Monday Musings, Recommended Readings, The Times We Live In
Comment 1

Our imperfect union

Richard Kreitner’s fascinating 2020 book Break It Up: Secession, Division, and the Secret History of America’s Imperfect Union begins by reminding us that the passengers on the Mayflower were not the Pilgrims of myth, but Separatists who wanted to break off from the Church of England. Once they landed in the New World they began doing what they did best, separating into multiple sects and small, isolated communities.

They set off a “perpetual war for the soul of America,” Kreitner writes, “an ever-present battle over the past and for the future — usually metaphorical but constantly threatening to turn into fact.”

For those who do not explore the depths of our nation’s history, the idea that the “United States of America” is perpetually roiled in turmoil and in danger of breaking apart is ludicrous. To those who study and understand our past and what it means for the present and future, that narrative is there for all to see. Kreitner has performed a great service in bringing so many of the individual parts of the story of our imperfect union to light.

Contrary to our national myth, disunion was not something undertaken just once by a group of disgruntled Southern slave-owners. Kreitner shows time and again how different segments of our country were brought kicking-and-screaming into the Union (e.g., Rhode Island’s admission was more like a “forced annexation”); and how so many others see break-up as the best way forward to resolve long-standing and seemingly intractable conflicts (e.g., those who point out that today California has sixty seven times more people than Wyoming, yet both have just two Senators). Secessionist movements from New England to California, and virtually everywhere in between, are examined with Kreitner’s skillful knack for scholarship and storytelling.

Compromise is at the heart of the nation’s obsession with unity, and Kreitner makes this point in different ways throughout this work. Many would suggest rightly that compromise is required for a democracy to function. But Kreitner’s thesis — supported with in-depth accounts of the backstory to this history — is that the compromise we have accepted to keep the country unified in name if not in spirit is a compromise too far.

“The compromise tradition — the fetishization of consensus, the national obsession with unity — had always been predicated on violence against marginalized groups, especially people of color.”

Nowhere is this seen better than in the approach to, and in the aftermath of, the Civil War. Frederick Douglass famously asked at the end of Reconstruction, “If war among the whites brought peace and liberty to blacks, what will peace among the whites bring?” We found out the answer to that question in the KKK and Jim Crow. Southerners who believed in white supremacy realized that whites in the North would do almost anything to maintain the Union — including giving those who rebelled against the country virtually everything they wanted. Kreitner describes their revelation this way:

“After Appomattox, Southern whites recognized that rejoining the Union was the surest path to getting back their prewar privileges. They rediscovered what generations of their forebears had known: the Union offered the best possible protection for the racist political and economic system they cherished and sought to reestablish in all but name.”
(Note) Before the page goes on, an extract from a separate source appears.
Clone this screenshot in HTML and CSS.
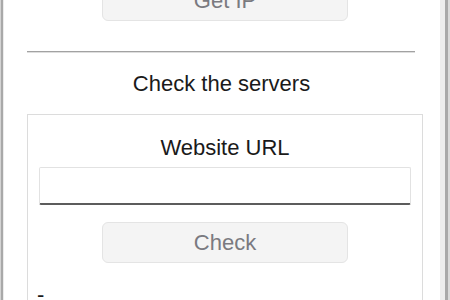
FILE: index.html
```html
<!DOCTYPE html>
<html lang="en">
<head>
    <meta charset="UTF-8">
    <meta name="viewport" content="width=device-width, initial-scale=1.0">
    <title>Server Tools</title>
    <link rel="stylesheet" href="styles.css">
</head>
<body>
    <div class="window">
        <button class="btn" disabled>Get IP</button>

        <div class="separator"></div>

        <div class="section-title">Check the servers</div>

        <!-- Group box -->
        <div class="group-box">
            <div class="field-label">Website URL</div>
            <input type="text" class="text-input">
            <button class="btn" disabled>Check</button>
            <div class="result">-</div>
        </div>
    </div>
</body>
</html>
```

FILE: styles.css
```css
* {
    margin: 0;
    padding: 0;
    box-sizing: border-box;
    font-family: 'Liberation Sans', Arial, sans-serif;
}

html, body {
    width: 450px;
    height: 300px;
    overflow: hidden;
    background-color: #fff;
}

.window {
    height: 300px;
    overflow: hidden;
    display: flex;
    flex-direction: column;
    align-items: flex-start;
    box-shadow:
        inset 1px 0 #d4d4d4,
        inset 3px 0 #a9a9a9,
        inset 4px 0 #ececec,
        inset -2px 0 #dadada,
        inset -5px 0 #a9a9a9,
        inset -10px 0 #ededed;
}

.window > *,
.group-box > * {
    flex-shrink: 0;
}

.btn {
    display: block;
    width: 246px;
    height: 41px;
    margin-left: 102px;
    background-color: #f4f4f4;
    border: 1px solid #e4e4e4;
    border-radius: 6px;
    color: #7a7a80;
    font-size: 22px;
}

.window > .btn {
    margin-top: -20px;
}

.separator {
    width: 388px;
    margin-left: 27px;
    margin-top: 30px;
    border-top: 1px solid #a2a2a2;
    border-bottom: 1px solid #dedede;
}

.section-title {
    align-self: stretch;
    margin-top: 18px;
    padding-right: 7px;
    font-size: 22px;
    line-height: 26px;
    text-align: center;
    color: #1a1a1a;
}

.group-box {
    width: 396px;
    margin-left: 27px;
    margin-top: 17px;
    flex-grow: 1;
    border: 1px solid #dcdcdc;
    border-bottom: none;
    padding: 20px 11px 0;
    display: flex;
    flex-direction: column;
}

.field-label {
    font-size: 22px;
    line-height: 26px;
    text-align: center;
    color: #1a1a1a;
}

.text-input {
    margin-top: 6px;
    height: 38px;
    width: 100%;
    border: 1px solid #e2e2e2;
    border-bottom: 2px solid #5c5c5c;
    border-radius: 2px;
    background: #fff;
    outline: none;
}

.group-box .btn {
    margin-top: 17px;
    margin-left: 63px;
}

.result {
    margin-top: 19px;
    margin-left: -2px;
    font-size: 22px;
    line-height: 26px;
    color: #1a1a1a;
}
```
Kreitner works his way through all the greatest hits of succession and nullification — the Articles of Confederation, Aaron Burr, the State of Franklin, John C. Calhoun, the Mexican War, Mormons, West Virginia, the populist revolt of the Gilded Age — and also highlights many lesser known examples. I was especially enlightened by the section on former president John Quincy Adams, who brought a petition for disunion from abolitionists in Haverhill, Massachusetts, to the floor of the House of Representatives, where it inflamed passions across the institution and the country.

“It’s strange the Haverhill petition isn’t better known (writes Kreitner). Here was a group of small-town Americans pleading to destroy their country rather than allow it to continue enslaving their fellow human beings. In a different America, one proud, rather than ashamed, of having fought a war to free people from bondage, it would be on display in some grand building in the capital, a testament to the deeper meanings of patriotism; instead, it is stashed away in the storage room of an obscure local museum, its story seldom told.”

Why is this important? Understanding history gives us a sense of the real challenges we face, instead of relying on pundits “blithely” describing fractured Syria or Sudan’s struggles to maintain arbitrary borders without realizing how “well that description applies to the United States itself.”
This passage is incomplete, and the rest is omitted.